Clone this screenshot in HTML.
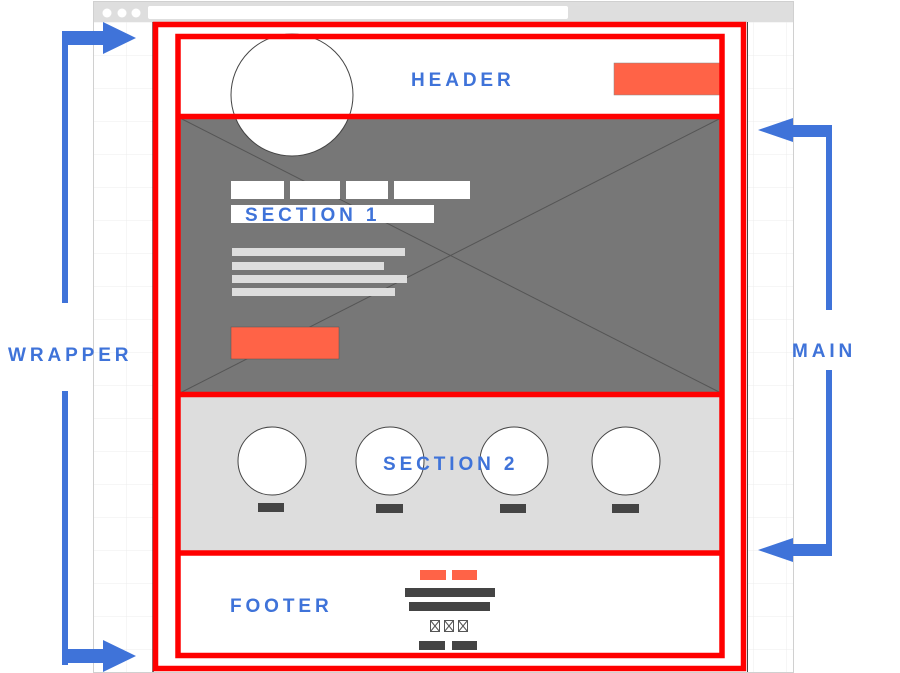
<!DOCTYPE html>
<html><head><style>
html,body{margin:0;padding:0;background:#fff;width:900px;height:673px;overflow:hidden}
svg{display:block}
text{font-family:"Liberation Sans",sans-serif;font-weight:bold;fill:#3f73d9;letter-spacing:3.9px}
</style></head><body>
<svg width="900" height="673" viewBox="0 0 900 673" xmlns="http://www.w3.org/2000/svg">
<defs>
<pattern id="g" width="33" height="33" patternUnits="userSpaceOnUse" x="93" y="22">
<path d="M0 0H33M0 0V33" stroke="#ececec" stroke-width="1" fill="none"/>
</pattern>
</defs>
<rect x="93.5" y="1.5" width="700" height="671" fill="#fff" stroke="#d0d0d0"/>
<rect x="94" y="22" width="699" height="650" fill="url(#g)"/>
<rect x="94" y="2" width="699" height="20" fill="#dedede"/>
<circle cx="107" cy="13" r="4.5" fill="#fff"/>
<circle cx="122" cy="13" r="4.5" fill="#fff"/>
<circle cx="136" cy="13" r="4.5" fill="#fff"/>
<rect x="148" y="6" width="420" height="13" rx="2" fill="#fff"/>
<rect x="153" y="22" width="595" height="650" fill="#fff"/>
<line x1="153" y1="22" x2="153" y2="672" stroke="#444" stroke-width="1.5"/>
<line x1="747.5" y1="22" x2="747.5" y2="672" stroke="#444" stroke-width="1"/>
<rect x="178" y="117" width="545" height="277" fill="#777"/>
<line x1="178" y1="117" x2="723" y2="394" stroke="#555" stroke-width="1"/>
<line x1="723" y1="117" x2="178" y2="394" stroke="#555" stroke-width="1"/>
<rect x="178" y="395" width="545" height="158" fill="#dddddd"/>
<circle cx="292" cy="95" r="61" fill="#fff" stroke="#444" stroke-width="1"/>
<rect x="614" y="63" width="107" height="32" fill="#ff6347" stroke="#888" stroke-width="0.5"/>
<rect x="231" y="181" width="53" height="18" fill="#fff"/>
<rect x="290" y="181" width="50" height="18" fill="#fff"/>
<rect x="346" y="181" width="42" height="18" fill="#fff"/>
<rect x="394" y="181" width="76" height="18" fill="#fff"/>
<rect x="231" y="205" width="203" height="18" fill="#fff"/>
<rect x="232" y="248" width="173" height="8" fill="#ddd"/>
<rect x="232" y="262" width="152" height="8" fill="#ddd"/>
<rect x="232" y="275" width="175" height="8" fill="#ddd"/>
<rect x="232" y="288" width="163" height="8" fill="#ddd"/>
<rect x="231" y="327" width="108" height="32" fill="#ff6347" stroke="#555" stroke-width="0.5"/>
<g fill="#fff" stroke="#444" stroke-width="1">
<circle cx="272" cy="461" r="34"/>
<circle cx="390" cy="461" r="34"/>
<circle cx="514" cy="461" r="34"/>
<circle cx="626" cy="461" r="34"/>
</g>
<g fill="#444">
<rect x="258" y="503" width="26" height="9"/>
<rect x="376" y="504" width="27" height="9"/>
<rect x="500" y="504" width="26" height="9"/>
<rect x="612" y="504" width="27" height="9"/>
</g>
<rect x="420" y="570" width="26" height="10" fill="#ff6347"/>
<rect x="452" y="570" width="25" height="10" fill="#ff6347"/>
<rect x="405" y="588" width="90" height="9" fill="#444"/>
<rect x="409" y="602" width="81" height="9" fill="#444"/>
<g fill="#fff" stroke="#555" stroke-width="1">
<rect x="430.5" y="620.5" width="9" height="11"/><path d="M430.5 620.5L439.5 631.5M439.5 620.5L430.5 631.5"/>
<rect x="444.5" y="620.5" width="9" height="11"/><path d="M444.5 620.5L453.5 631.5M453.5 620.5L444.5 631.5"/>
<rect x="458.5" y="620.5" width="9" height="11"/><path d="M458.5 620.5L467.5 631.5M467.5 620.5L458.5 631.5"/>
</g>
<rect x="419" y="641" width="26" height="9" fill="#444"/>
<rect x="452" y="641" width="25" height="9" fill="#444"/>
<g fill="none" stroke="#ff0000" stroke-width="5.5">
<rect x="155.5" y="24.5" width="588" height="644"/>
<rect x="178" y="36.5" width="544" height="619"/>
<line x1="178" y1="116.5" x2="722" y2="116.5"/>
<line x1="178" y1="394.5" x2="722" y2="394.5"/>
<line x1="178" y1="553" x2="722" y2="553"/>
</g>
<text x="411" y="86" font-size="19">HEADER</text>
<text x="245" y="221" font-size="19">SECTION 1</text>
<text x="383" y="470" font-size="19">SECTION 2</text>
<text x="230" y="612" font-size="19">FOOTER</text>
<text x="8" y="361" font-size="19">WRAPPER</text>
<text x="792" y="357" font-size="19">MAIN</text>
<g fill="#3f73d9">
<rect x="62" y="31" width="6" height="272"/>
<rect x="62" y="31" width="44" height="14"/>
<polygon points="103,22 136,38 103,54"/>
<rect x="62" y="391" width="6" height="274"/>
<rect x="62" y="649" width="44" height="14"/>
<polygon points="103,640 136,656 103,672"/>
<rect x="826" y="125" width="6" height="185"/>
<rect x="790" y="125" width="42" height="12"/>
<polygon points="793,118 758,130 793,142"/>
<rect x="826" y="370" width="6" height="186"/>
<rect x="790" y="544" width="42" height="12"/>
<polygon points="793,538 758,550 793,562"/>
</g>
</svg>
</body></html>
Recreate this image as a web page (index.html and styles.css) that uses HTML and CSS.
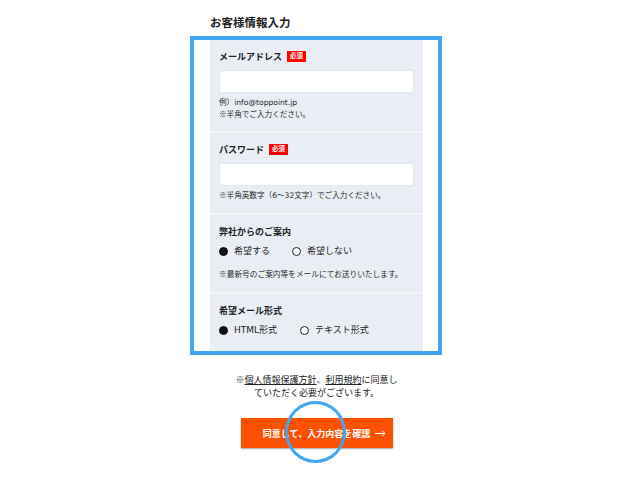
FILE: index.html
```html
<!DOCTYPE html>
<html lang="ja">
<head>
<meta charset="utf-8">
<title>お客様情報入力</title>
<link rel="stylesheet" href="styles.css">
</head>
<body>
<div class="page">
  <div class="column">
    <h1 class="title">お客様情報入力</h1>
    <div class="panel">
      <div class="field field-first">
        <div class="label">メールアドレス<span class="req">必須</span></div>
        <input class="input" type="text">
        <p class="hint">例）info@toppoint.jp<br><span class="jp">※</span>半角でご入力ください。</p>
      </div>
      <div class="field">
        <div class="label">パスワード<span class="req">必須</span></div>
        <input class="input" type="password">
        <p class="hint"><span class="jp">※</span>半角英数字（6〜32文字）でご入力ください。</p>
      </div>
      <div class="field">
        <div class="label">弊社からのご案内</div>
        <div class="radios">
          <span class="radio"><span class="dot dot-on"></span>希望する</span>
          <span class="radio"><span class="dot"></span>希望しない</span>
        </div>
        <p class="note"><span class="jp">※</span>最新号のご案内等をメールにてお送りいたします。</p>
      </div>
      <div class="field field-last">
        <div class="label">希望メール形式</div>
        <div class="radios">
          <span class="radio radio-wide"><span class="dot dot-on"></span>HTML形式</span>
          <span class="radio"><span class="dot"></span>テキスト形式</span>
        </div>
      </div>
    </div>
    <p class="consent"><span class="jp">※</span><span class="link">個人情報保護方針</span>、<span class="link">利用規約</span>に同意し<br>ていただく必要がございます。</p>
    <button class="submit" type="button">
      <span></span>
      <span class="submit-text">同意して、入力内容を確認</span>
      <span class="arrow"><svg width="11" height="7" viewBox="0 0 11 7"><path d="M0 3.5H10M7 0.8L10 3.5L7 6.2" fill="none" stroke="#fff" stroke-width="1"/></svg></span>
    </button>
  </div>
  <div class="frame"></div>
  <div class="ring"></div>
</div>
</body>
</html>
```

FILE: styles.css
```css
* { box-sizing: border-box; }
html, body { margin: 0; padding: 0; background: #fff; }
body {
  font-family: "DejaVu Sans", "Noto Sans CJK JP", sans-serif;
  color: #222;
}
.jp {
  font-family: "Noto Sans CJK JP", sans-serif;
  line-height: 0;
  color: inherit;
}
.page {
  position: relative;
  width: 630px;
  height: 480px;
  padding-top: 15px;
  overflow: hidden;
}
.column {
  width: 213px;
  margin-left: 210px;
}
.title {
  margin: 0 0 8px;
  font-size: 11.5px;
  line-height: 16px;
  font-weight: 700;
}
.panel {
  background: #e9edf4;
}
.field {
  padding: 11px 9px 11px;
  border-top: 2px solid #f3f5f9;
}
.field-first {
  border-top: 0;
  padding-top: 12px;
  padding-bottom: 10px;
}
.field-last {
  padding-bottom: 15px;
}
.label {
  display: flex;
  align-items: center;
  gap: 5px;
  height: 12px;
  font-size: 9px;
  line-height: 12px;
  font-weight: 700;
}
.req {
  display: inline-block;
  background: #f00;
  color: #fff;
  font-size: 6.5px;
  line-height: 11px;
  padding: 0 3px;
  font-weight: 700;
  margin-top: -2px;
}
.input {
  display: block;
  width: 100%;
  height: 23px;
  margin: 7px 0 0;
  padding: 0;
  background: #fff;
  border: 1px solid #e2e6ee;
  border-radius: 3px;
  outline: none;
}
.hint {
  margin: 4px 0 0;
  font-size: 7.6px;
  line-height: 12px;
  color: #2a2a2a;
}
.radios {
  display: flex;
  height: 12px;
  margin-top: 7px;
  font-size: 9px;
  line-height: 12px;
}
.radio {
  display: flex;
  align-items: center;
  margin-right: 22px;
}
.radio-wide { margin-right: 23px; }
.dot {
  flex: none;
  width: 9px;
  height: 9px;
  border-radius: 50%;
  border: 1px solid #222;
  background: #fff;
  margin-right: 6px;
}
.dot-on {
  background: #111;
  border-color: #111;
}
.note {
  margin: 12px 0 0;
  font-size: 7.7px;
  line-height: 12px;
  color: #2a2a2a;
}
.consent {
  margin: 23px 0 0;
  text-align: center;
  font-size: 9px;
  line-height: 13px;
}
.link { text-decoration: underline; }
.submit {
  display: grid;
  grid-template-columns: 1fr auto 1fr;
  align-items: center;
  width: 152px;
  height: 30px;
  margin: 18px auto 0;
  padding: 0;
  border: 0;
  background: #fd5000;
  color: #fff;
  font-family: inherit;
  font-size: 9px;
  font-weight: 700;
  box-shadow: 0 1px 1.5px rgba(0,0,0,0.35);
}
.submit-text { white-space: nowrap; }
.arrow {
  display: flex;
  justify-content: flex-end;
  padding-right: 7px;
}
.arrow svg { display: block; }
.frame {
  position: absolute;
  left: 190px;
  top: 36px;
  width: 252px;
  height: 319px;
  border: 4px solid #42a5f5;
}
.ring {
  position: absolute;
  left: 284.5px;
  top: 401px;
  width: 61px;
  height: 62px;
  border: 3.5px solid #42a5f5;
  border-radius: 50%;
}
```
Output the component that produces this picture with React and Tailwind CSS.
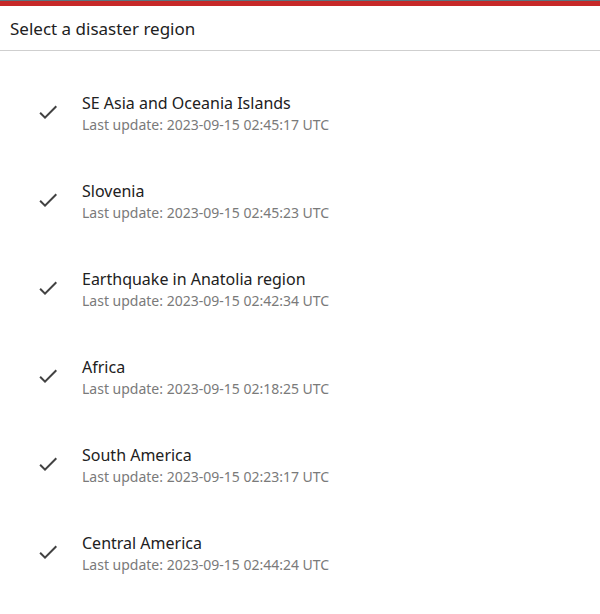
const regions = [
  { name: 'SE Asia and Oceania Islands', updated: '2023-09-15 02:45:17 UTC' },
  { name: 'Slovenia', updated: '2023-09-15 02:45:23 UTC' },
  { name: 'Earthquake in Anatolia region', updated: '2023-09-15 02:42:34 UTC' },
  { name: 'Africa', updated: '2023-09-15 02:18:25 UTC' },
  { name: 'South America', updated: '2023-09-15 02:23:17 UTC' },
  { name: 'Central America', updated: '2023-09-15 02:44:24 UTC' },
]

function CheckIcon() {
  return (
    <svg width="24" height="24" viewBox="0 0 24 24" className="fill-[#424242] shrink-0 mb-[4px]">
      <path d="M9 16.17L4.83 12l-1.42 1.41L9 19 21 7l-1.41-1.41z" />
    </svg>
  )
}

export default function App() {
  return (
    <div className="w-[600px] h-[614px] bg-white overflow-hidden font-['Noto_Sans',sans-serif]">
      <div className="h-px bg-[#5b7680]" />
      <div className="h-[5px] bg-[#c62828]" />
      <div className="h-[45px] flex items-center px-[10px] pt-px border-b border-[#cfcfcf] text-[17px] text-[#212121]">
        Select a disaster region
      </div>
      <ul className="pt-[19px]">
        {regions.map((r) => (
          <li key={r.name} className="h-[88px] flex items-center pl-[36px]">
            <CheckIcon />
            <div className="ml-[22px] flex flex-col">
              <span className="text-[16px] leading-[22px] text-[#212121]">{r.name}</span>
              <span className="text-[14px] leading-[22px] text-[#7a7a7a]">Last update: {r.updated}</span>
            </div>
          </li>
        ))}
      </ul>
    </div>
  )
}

_EXERCISE TASK_: Count up the lines in the listing that hold the word "page", and give that number only.

_OUTPUT FOR THIS TASK_: 3